High fidelity PCR - confusion (Jul/10/2005 )
Can anybody help me with some questions concerning picking the best enzyme for high fidelity PCR. The problem is that when browsing through manufacturer's websites, it's really hard to get clear information.
I checked for invitrogen's "Platinum pfx" and it states to have a fidelity of more than 26 times that of regular taq.
When checking for Stratagene's "PfuUltra" they state to have an error rate of 18 times lower that regular taq.
Invitrogen used 2 assays to determine fidelity (check this site browse to page 7) and stratagene uses one assay (check right here for the description of their assay)
One of Invitrogen's asays is the same stratagene uses, but stratagene claims that the error rate of PfuUltra is lower than that of Platinum pfx (table 1 on this page). Also, invitrogen claims that pfu polymerase has an error rate of 14 times lower than taq, whereas stratagene claims PfuUltra is 300% better that pfu, which would result in about 42 times lower error rate than taq (instead of the mentioned 18). I know invitrogen used a different assay for Pfu than stratagene, but the difference between their 2 tests for the other enzymes is rather small (for the relative fidelity that is).
Anybody have any clue on what's going on? Can it be that when comparing the enzymes there not using optimal buffer conditions? Is an "error rate" something completely different that fidelity? (my logic is that a higher fidelity results in a lower error rate, so they would be inversely correlated).
Also, has anybody here ever tried "accuprime" enzymes of invitrogen? As I'm working with primers that are "optimized" for diffferent HIV subtypes (which have sequence differences up to 30% in the region I'm working on, so my primers will never be 100% correct matches for all subtypes), I get a lot of aspecific bands and was wondering if this "accuprime" thing really works (if so, it would help me optimising my pcr's).
A last question: I will have to do several round of site directed mutagenesis on 3 plasmids (6-8 kb in size). As PCR enzymes will always incorporate some errors, do you think I have to always sequence the entire plasmids? Or just after the last round of SDM? Or do you think just sequencing the "touched" regions will do it?
Thanks a lot for any helpful reply!
Hi Varius,
I'll try and help with your questions.
1/ As far as the manufacturers literature goes, while these studies are supposed to be generated in independant labs I think when something like this happens than ti would be fair to say the products are comparable. When choosing it then comes down to price and word of mouth with peoples experience using these products. I have never used platinum pfx but have not had too many problems with PfuUltra. This forum is a good way of getting a diverse range of opinions.
2/ Sorry haven't had any experience in using Accuprime.
3/ As far as the sequencing of site directed mutagenesis I sequence across the coding region of the gene of interest. I don't sequence the whole plasmid as I believe a mutation in the ORI or Amp resistence etc. the plasmid may be non-functional and therefore won't grow anyway if it does grow then it shouldn't be an issue then anyway.
Hope this helps,
Scott
Thanks a lot, your answer helps me out (I also "feared" that independent research was never really done on this matter).

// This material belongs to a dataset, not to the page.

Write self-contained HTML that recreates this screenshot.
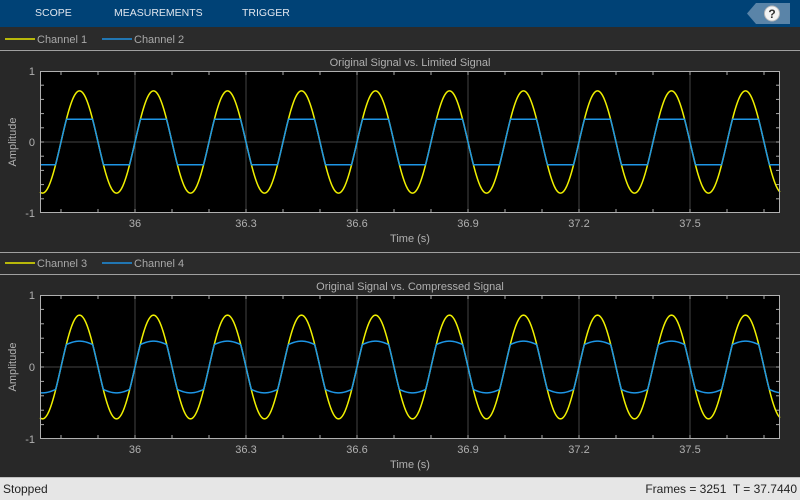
<!DOCTYPE html>
<html><head><meta charset="utf-8"><style>
*{margin:0;padding:0;box-sizing:border-box}
body{width:800px;height:500px;background:#282828;font-family:"Liberation Sans",sans-serif;position:relative;overflow:hidden}
.tb{position:absolute;left:0;top:0;width:800px;height:27px;background:#004276;color:#e0e6ee;font-size:10.5px}
.tb span{position:absolute;top:7px}
.leg{position:absolute;left:0;width:800px;height:22px;background:#2b2b2b;font-size:11px;color:#a8a8a8}
.sep{position:absolute;left:0;width:800px;height:1px;background:#a0a0a0}
.status{position:absolute;left:0;top:477px;width:800px;height:23px;background:#e6e6e6;border-top:1px solid #c0c0c0;font-size:12px;color:#222}
svg{position:absolute;left:0;top:0}
</style></head><body>
<div class="tb"><span style="left:35px">SCOPE</span><span style="left:114px">MEASUREMENTS</span><span style="left:242px">TRIGGER</span>
<svg width="800" height="27"><polygon points="756,3 790,3 790,24 756,24 747,13.5" fill="#5a84a8"/><circle cx="772" cy="13.5" r="7.5" fill="#f4f4f4" stroke="#bbb"/><text x="772" y="18" font-size="12" font-weight="bold" text-anchor="middle" fill="#333" font-family="Liberation Sans">?</text></svg></div>
<div class="leg" style="top:27px"></div>
<div class="sep" style="top:50px"></div>
<div class="leg" style="top:252px"></div>
<div class="sep" style="top:252px"></div>
<div class="sep" style="top:274px"></div>
<svg id="s" width="800" height="477" font-family="Liberation Sans" font-size="11"></svg>
<div class="status"><span style="position:absolute;left:3px;top:4px">Stopped</span><span style="position:absolute;right:3px;top:4px">Frames = 3251&nbsp; T = 37.7440</span></div>
<script>
var s=document.getElementById('s'),h='';
function leg(y,a,b){h+='<line x1="5" x2="35" y1="'+y+'" y2="'+y+'" stroke="#e8e800" stroke-width="1.5"/><text x="37" y="'+(y+4)+'" fill="#a8a8a8">'+a+'</text><line x1="102" x2="132" y1="'+y+'" y2="'+y+'" stroke="#1e90e0" stroke-width="1.5"/><text x="134" y="'+(y+4)+'" fill="#a8a8a8">'+b+'</text>';}
leg(39,'Channel 1','Channel 2');leg(263,'Channel 3','Channel 4');
function plot(top,bot,title,f){
 var z=(top+bot)/2,k=(bot-top)/2;
 h+='<text x="410" y="'+(top-5)+'" text-anchor="middle" fill="#b0b0b0">'+title+'</text>';
 h+='<rect x="40" y="'+top+'" width="740" height="'+(bot-top)+'" fill="#000"/>';
 var L=['36','36.3','36.6','36.9','37.2','37.5'];
 for(var i=0;i<6;i++){var x=135+111*i;h+='<line x1="'+x+'" x2="'+x+'" y1="'+top+'" y2="'+bot+'" stroke="#444"/><text x="'+x+'" y="'+(bot+14)+'" text-anchor="middle" fill="#b0b0b0">'+L[i]+'</text>';}
 h+='<line x1="40" x2="780" y1="'+z+'" y2="'+z+'" stroke="#444"/>';
 for(var x=135-111;x<780;x+=37){if(x<=40)continue;h+='<line x1="'+x+'" x2="'+x+'" y1="'+top+'" y2="'+(top+4)+'" stroke="#aaa"/><line x1="'+x+'" x2="'+x+'" y1="'+bot+'" y2="'+(bot-4)+'" stroke="#aaa"/>';}
 for(var j=-4;j<=4;j++){var y=z-j*k/5;h+='<line x1="40" x2="44" y1="'+y+'" y2="'+y+'" stroke="#aaa"/><line x1="780" x2="776" y1="'+y+'" y2="'+y+'" stroke="#aaa"/>';}
 var p1='',p2='';
 for(var x=40;x<=780;x+=0.5){var v=0.72*Math.sin(2*Math.PI*(x-135)/74);p1+=x+','+(z-v*k).toFixed(2)+' ';p2+=x+','+(z-f(v)*k).toFixed(2)+' ';}
 h+='<polyline points="'+p1+'" fill="none" stroke="#f0f000" stroke-width="1.5"/><polyline points="'+p2+'" fill="none" stroke="#1e96e6" stroke-width="1.5"/>';
 h+='<rect x="40.5" y="'+(top+0.5)+'" width="739" height="'+(bot-top-1)+'" fill="none" stroke="#b0b0b0"/>';
 h+='<text x="35" y="'+(top+4)+'" text-anchor="end" fill="#b0b0b0">1</text><text x="35" y="'+(z+4)+'" text-anchor="end" fill="#b0b0b0">0</text><text x="35" y="'+(bot+4)+'" text-anchor="end" fill="#b0b0b0">-1</text>';
 h+='<text transform="translate(16,'+z+') rotate(-90)" text-anchor="middle" fill="#b0b0b0">Amplitude</text><text x="410" y="'+(bot+29)+'" text-anchor="middle" fill="#b0b0b0">Time (s)</text>';
}
plot(71,213,'Original Signal vs. Limited Signal',function(v){return Math.max(-0.32,Math.min(0.32,v));});
plot(295,439,'Original Signal vs. Compressed Signal',function(v){var a=Math.abs(v),T=0.31;return a>T?Math.sign(v)*(T+(a-T)*0.12):v;});
s.innerHTML=h;
</script>
</body></html>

As for the site directed mutagenesis, I know that when my ori or AmpR genes are mutated and non-functional the colonies will not grow, but I need a bigger part to be "intact". Let me explain: I am modyfying certain genes in plasmids, inserting restriction sites and getting others out, so that afterwards I can ligate other variants of these genes in there. Afterwards I have to transfect a cell line with the plasmid(s) to grow a virus containing the new gene. I know others have done similar things and they just sequenced the "touched" area, but as any mutation in a plasmid can give rise to an alternate amino acid insertion (or even worse, a stop codon) I'm not convinced just sequencing the touched area is enough.